**TASK DIRECTIONS:** Write the listing below out again exactly, dropping the images.

═════ DATASET EXCERPT ═════

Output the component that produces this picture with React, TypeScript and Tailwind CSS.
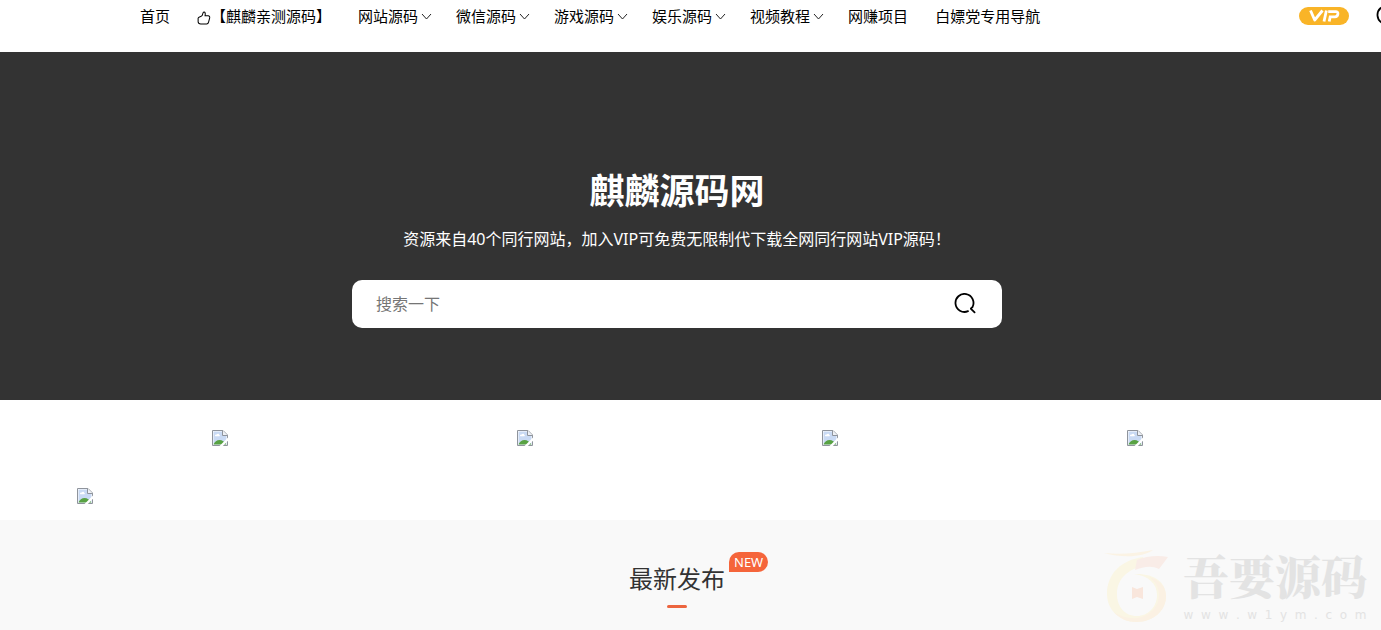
import React from "react";

type NavEntry = { label: string; menu?: boolean; thumb?: boolean };

const navEntries: NavEntry[] = [
  { label: "首页" },
  { label: "【麒麟亲测源码】", thumb: true },
  { label: "网站源码", menu: true },
  { label: "微信源码", menu: true },
  { label: "游戏源码", menu: true },
  { label: "娱乐源码", menu: true },
  { label: "视频教程", menu: true },
  { label: "网赚项目" },
  { label: "白嫖党专用导航" },
];

function ThumbIcon() {
  return (
    <svg className="mt-[3px] h-[14px] w-[14px] shrink-0" viewBox="0 0 15 15" fill="none" stroke="#000" strokeWidth="1.1" strokeLinejoin="round" aria-hidden="true">
      <path d="M1.2 7.6C1.8 6.2 4.6 6.2 5.5 4.8C6.2 3.8 6 1.5 7.3 1.2C8.8 1 9.2 2.6 8.6 5.2H12C13.3 5.3 13.8 6.3 13.6 7.4L12.4 12C12.1 13.3 11.5 14 10.3 14H4C2.4 14 1.3 13.2 1.2 11.6V7.6Z" />
    </svg>
  );
}

function ChevronIcon() {
  return (
    <svg className="-mr-[3px] ml-[3px] h-[11px] w-[11px] shrink-0" viewBox="0 0 11 11" fill="none" stroke="#222" strokeWidth="1" aria-hidden="true">
      <path d="M1 3L5.5 8L10 3" />
    </svg>
  );
}

function SearchIcon() {
  return (
    <svg className="h-[22px] w-[22px]" viewBox="0 0 22 22" fill="none" stroke="#000" strokeWidth="1.8" strokeLinecap="round" aria-hidden="true">
      <path d="M14 18.2A9 9 0 1 1 18.4 14.2L17 15.4" />
      <path d="M17 15.8L20.6 19.4" />
    </svg>
  );
}

function MissingPicture() {
  return (
    <svg className="h-4 w-4" viewBox="0 0 16 16" aria-hidden="true">
      <path d="M0.5 0.5H11L15.5 5V15.5H0.5Z" fill="#fff" />
      <path d="M1.5 1.5H10.5V5.5H14.5V14.5H1.5Z" fill="#c9daf4" />
      <path d="M3 6C2.8 4.8 3.9 4.1 4.7 4.6C5.3 3.3 7.3 3.7 7.3 5.1C8.1 5.2 8.1 6.2 7.4 6.3H3.5Z" fill="#fff" />
      <path d="M1.5 14.5C2.5 12 4.8 10 7.6 10C10.2 10 12.5 11.5 14.5 14.5Z" fill="#58a243" />
      <path d="M0.5 15.5V0.5H11L15.5 5V15.5Z" fill="none" stroke="#8f949c" />
      <path d="M10.5 0.5V5.5H15.5" fill="#eef1f6" stroke="#8f949c" />
      <path d="M7.5 16L16 7.6V10.8L10.8 16Z" fill="#fff" />
    </svg>
  );
}

function VipBadge() {
  return (
    <svg className="h-[18px] w-[50px]" viewBox="0 0 50 18" aria-hidden="true">
      <rect width="50" height="18" rx="9" fill="#f9b427" />
      <g fill="none" stroke="#fff" strokeWidth="2.8">
        <path d="M11.5 3.5L15.7 13L23.5 3.5" strokeLinejoin="round" />
        <path d="M27.4 3.5L25 14.5" />
        <path d="M29.2 4.6H37.2C40 4.6 39.2 9.8 36 9.8H31.2L30.2 14.5" />
      </g>
    </svg>
  );
}

function Watermark() {
  return (
    <div className="pointer-events-none absolute right-[14px] bottom-[6px] flex items-end gap-[14px]">
      <svg className="h-[76px] w-[66px]" viewBox="0 0 66 76" fill="none" aria-hidden="true">
        <path d="M1 5C18 7 34 5 50 2C43 8 22 11 1 5Z" fill="#fbf3e4" />
        <path d="M40 9C18 12 4 26 4 46C4 62 17 74 33 74C50 74 63 63 63 48C63 34 51 25 31 26C46 28 54 36 54 47C54 59 45 68 34 68C22 68 14 59 14 46C14 30 26 21 42 17Z" fill="#faf6e4" />
        <path d="M46 29C57 32 63 39 63 48C63 63 50 74 33 74C24 74 16 70 11 64C17 68 26 71 34 70C47 68 56 59 56 47C56 39 52 33 46 29Z" fill="#fbf1e3" />
        <path d="M34 12C43 8 55 7 65 9L56 21C48 17 40 19 32 22Z" fill="#f9ece7" />
        <path d="M29 39L34 41L40 39V51L34 49L29 51Z" fill="#f9e6dc" />
      </svg>
      <div className="flex flex-col items-center text-[#e3e3e3]">
        <span className="font-['Noto_Serif_CJK_SC','Noto_Sans_CJK_SC',serif] text-[46px] leading-[64px] font-black">吾要源码</span>
        <span className="font-['DejaVu_Sans',sans-serif] text-xs leading-[18px] whitespace-pre">w  w  w  .  w  1  y  m  .  c  o  m</span>
      </div>
    </div>
  );
}

export default function App() {
  return (
    <div className="flex min-h-screen flex-col overflow-x-hidden bg-white font-['Noto_Sans','Noto_Sans_CJK_SC',sans-serif] text-black">
      <header className="flex h-[52px] items-start overflow-hidden pt-1 pl-[140px]">
        <nav className="flex shrink-0 gap-[27px] text-[15px] leading-6 whitespace-nowrap">
          {navEntries.map((entry) => (
            <a key={entry.label} href="#" className="flex items-center">
              {entry.thumb && <ThumbIcon />}
              {entry.label}
              {entry.menu && <ChevronIcon />}
            </a>
          ))}
        </nav>
        <div className="-mr-[17px] ml-auto flex h-6 shrink-0 items-center gap-[27px]">
          <a href="#" aria-label="VIP">
            <VipBadge />
          </a>
          <button type="button" aria-label="搜索">
            <SearchIcon />
          </button>
        </div>
      </header>

      <section className="flex flex-col items-center bg-[#333] pt-[119px] pr-[27px] pb-[72px] text-white">
        <h1 className="text-[35px] leading-10 font-bold">麒麟源码网</h1>
        <p className="mt-4 text-base">资源来自40个同行网站，加入VIP可免费无限制代下载全网同行网站VIP源码！</p>
        <form className="mt-[29px] flex h-12 w-full max-w-[650px] items-center rounded-[10px] bg-white pr-[26px] pl-6" onSubmit={(e) => e.preventDefault()}>
          <input type="text" aria-label="搜索一下" placeholder="搜索一下" className="min-w-0 flex-1 bg-transparent text-base text-black outline-none placeholder:text-[#757575]" />
          <button type="submit" aria-label="搜索">
            <SearchIcon />
          </button>
        </form>
      </section>

      <section className="pr-[27px]">
        <div className="mx-auto max-w-[1200px] pt-[30px] pb-4">
          <div className="grid grid-cols-4 gap-5">
            {[1, 2, 3, 4].map((n) => (
              <a key={n} href="#" aria-label={`推荐 ${n}`} className="flex justify-center">
                <MissingPicture />
              </a>
            ))}
          </div>
          <a href="#" aria-label="广告" className="mt-[42px] flex">
            <MissingPicture />
          </a>
        </div>
      </section>

      <section className="relative flex flex-1 flex-col items-center bg-[#f9f9f9] pt-[43px] pr-[27px] pb-[21px]">
        <h2 className="relative text-2xl text-[#333]">
          最新发布
          <span className="absolute -top-[11px] left-full ml-1 rounded-[10px] rounded-bl-none bg-[#f5653b] px-[5px] text-[13px] leading-5 text-white">NEW</span>
        </h2>
        <span className="mt-[10px] h-[3px] w-5 rounded-full bg-[#ec653f]" />
        <Watermark />
      </section>
    </div>
  );
}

═════

**ANSWER FOR THE TASK:**
Output the component that produces this picture with React, TypeScript and Tailwind CSS.
import React from "react";

type NavEntry = { label: string; menu?: boolean; thumb?: boolean };

const navEntries: NavEntry[] = [
  { label: "首页" },
  { label: "【麒麟亲测源码】", thumb: true },
  { label: "网站源码", menu: true },
  { label: "微信源码", menu: true },
  { label: "游戏源码", menu: true },
  { label: "娱乐源码", menu: true },
  { label: "视频教程", menu: true },
  { label: "网赚项目" },
  { label: "白嫖党专用导航" },
];

function ThumbIcon() {
  return (
    <svg className="mt-[3px] h-[14px] w-[14px] shrink-0" viewBox="0 0 15 15" fill="none" stroke="#000" strokeWidth="1.1" strokeLinejoin="round" aria-hidden="true">
      <path d="M1.2 7.6C1.8 6.2 4.6 6.2 5.5 4.8C6.2 3.8 6 1.5 7.3 1.2C8.8 1 9.2 2.6 8.6 5.2H12C13.3 5.3 13.8 6.3 13.6 7.4L12.4 12C12.1 13.3 11.5 14 10.3 14H4C2.4 14 1.3 13.2 1.2 11.6V7.6Z" />
    </svg>
  );
}

function ChevronIcon() {
  return (
    <svg className="-mr-[3px] ml-[3px] h-[11px] w-[11px] shrink-0" viewBox="0 0 11 11" fill="none" stroke="#222" strokeWidth="1" aria-hidden="true">
      <path d="M1 3L5.5 8L10 3" />
    </svg>
  );
}

function SearchIcon() {
  return (
    <svg className="h-[22px] w-[22px]" viewBox="0 0 22 22" fill="none" stroke="#000" strokeWidth="1.8" strokeLinecap="round" aria-hidden="true">
      <path d="M14 18.2A9 9 0 1 1 18.4 14.2L17 15.4" />
      <path d="M17 15.8L20.6 19.4" />
    </svg>
  );
}

function MissingPicture() {
  return (
    <svg className="h-4 w-4" viewBox="0 0 16 16" aria-hidden="true">
      <path d="M0.5 0.5H11L15.5 5V15.5H0.5Z" fill="#fff" />
      <path d="M1.5 1.5H10.5V5.5H14.5V14.5H1.5Z" fill="#c9daf4" />
      <path d="M3 6C2.8 4.8 3.9 4.1 4.7 4.6C5.3 3.3 7.3 3.7 7.3 5.1C8.1 5.2 8.1 6.2 7.4 6.3H3.5Z" fill="#fff" />
      <path d="M1.5 14.5C2.5 12 4.8 10 7.6 10C10.2 10 12.5 11.5 14.5 14.5Z" fill="#58a243" />
      <path d="M0.5 15.5V0.5H11L15.5 5V15.5Z" fill="none" stroke="#8f949c" />
      <path d="M10.5 0.5V5.5H15.5" fill="#eef1f6" stroke="#8f949c" />
      <path d="M7.5 16L16 7.6V10.8L10.8 16Z" fill="#fff" />
    </svg>
  );
}

function VipBadge() {
  return (
    <svg className="h-[18px] w-[50px]" viewBox="0 0 50 18" aria-hidden="true">
      <rect width="50" height="18" rx="9" fill="#f9b427" />
      <g fill="none" stroke="#fff" strokeWidth="2.8">
        <path d="M11.5 3.5L15.7 13L23.5 3.5" strokeLinejoin="round" />
        <path d="M27.4 3.5L25 14.5" />
        <path d="M29.2 4.6H37.2C40 4.6 39.2 9.8 36 9.8H31.2L30.2 14.5" />
      </g>
    </svg>
  );
}

function Watermark() {
  return (
    <div className="pointer-events-none absolute right-[14px] bottom-[6px] flex items-end gap-[14px]">
      <svg className="h-[76px] w-[66px]" viewBox="0 0 66 76" fill="none" aria-hidden="true">
        <path d="M1 5C18 7 34 5 50 2C43 8 22 11 1 5Z" fill="#fbf3e4" />
        <path d="M40 9C18 12 4 26 4 46C4 62 17 74 33 74C50 74 63 63 63 48C63 34 51 25 31 26C46 28 54 36 54 47C54 59 45 68 34 68C22 68 14 59 14 46C14 30 26 21 42 17Z" fill="#faf6e4" />
        <path d="M46 29C57 32 63 39 63 48C63 63 50 74 33 74C24 74 16 70 11 64C17 68 26 71 34 70C47 68 56 59 56 47C56 39 52 33 46 29Z" fill="#fbf1e3" />
        <path d="M34 12C43 8 55 7 65 9L56 21C48 17 40 19 32 22Z" fill="#f9ece7" />
        <path d="M29 39L34 41L40 39V51L34 49L29 51Z" fill="#f9e6dc" />
      </svg>
      <div className="flex flex-col items-center text-[#e3e3e3]">
        <span className="font-['Noto_Serif_CJK_SC','Noto_Sans_CJK_SC',serif] text-[46px] leading-[64px] font-black">吾要源码</span>
        <span className="font-['DejaVu_Sans',sans-serif] text-xs leading-[18px] whitespace-pre">w  w  w  .  w  1  y  m  .  c  o  m</span>
      </div>
    </div>
  );
}

export default function App() {
  return (
    <div className="flex min-h-screen flex-col overflow-x-hidden bg-white font-['Noto_Sans','Noto_Sans_CJK_SC',sans-serif] text-black">
      <header className="flex h-[52px] items-start overflow-hidden pt-1 pl-[140px]">
        <nav className="flex shrink-0 gap-[27px] text-[15px] leading-6 whitespace-nowrap">
          {navEntries.map((entry) => (
            <a key={entry.label} href="#" className="flex items-center">
              {entry.thumb && <ThumbIcon />}
              {entry.label}
              {entry.menu && <ChevronIcon />}
            </a>
          ))}
        </nav>
        <div className="-mr-[17px] ml-auto flex h-6 shrink-0 items-center gap-[27px]">
          <a href="#" aria-label="VIP">
            <VipBadge />
          </a>
          <button type="button" aria-label="搜索">
            <SearchIcon />
          </button>
        </div>
      </header>

      <section className="flex flex-col items-center bg-[#333] pt-[119px] pr-[27px] pb-[72px] text-white">
        <h1 className="text-[35px] leading-10 font-bold">麒麟源码网</h1>
        <p className="mt-4 text-base">资源来自40个同行网站，加入VIP可免费无限制代下载全网同行网站VIP源码！</p>
        <form className="mt-[29px] flex h-12 w-full max-w-[650px] items-center rounded-[10px] bg-white pr-[26px] pl-6" onSubmit={(e) => e.preventDefault()}>
          <input type="text" aria-label="搜索一下" placeholder="搜索一下" className="min-w-0 flex-1 bg-transparent text-base text-black outline-none placeholder:text-[#757575]" />
          <button type="submit" aria-label="搜索">
            <SearchIcon />
          </button>
        </form>
      </section>

      <section className="pr-[27px]">
        <div className="mx-auto max-w-[1200px] pt-[30px] pb-4">
          <div className="grid grid-cols-4 gap-5">
            {[1, 2, 3, 4].map((n) => (
              <a key={n} href="#" aria-label={`推荐 ${n}`} className="flex justify-center">
                <MissingPicture />
              </a>
            ))}
          </div>
          <a href="#" aria-label="广告" className="mt-[42px] flex">
            <MissingPicture />
          </a>
        </div>
      </section>

      <section className="relative flex flex-1 flex-col items-center bg-[#f9f9f9] pt-[43px] pr-[27px] pb-[21px]">
        <h2 className="relative text-2xl text-[#333]">
          最新发布
          <span className="absolute -top-[11px] left-full ml-1 rounded-[10px] rounded-bl-none bg-[#f5653b] px-[5px] text-[13px] leading-5 text-white">NEW</span>
        </h2>
        <span className="mt-[10px] h-[3px] w-5 rounded-full bg-[#ec653f]" />
        <Watermark />
      </section>
    </div>
  );
}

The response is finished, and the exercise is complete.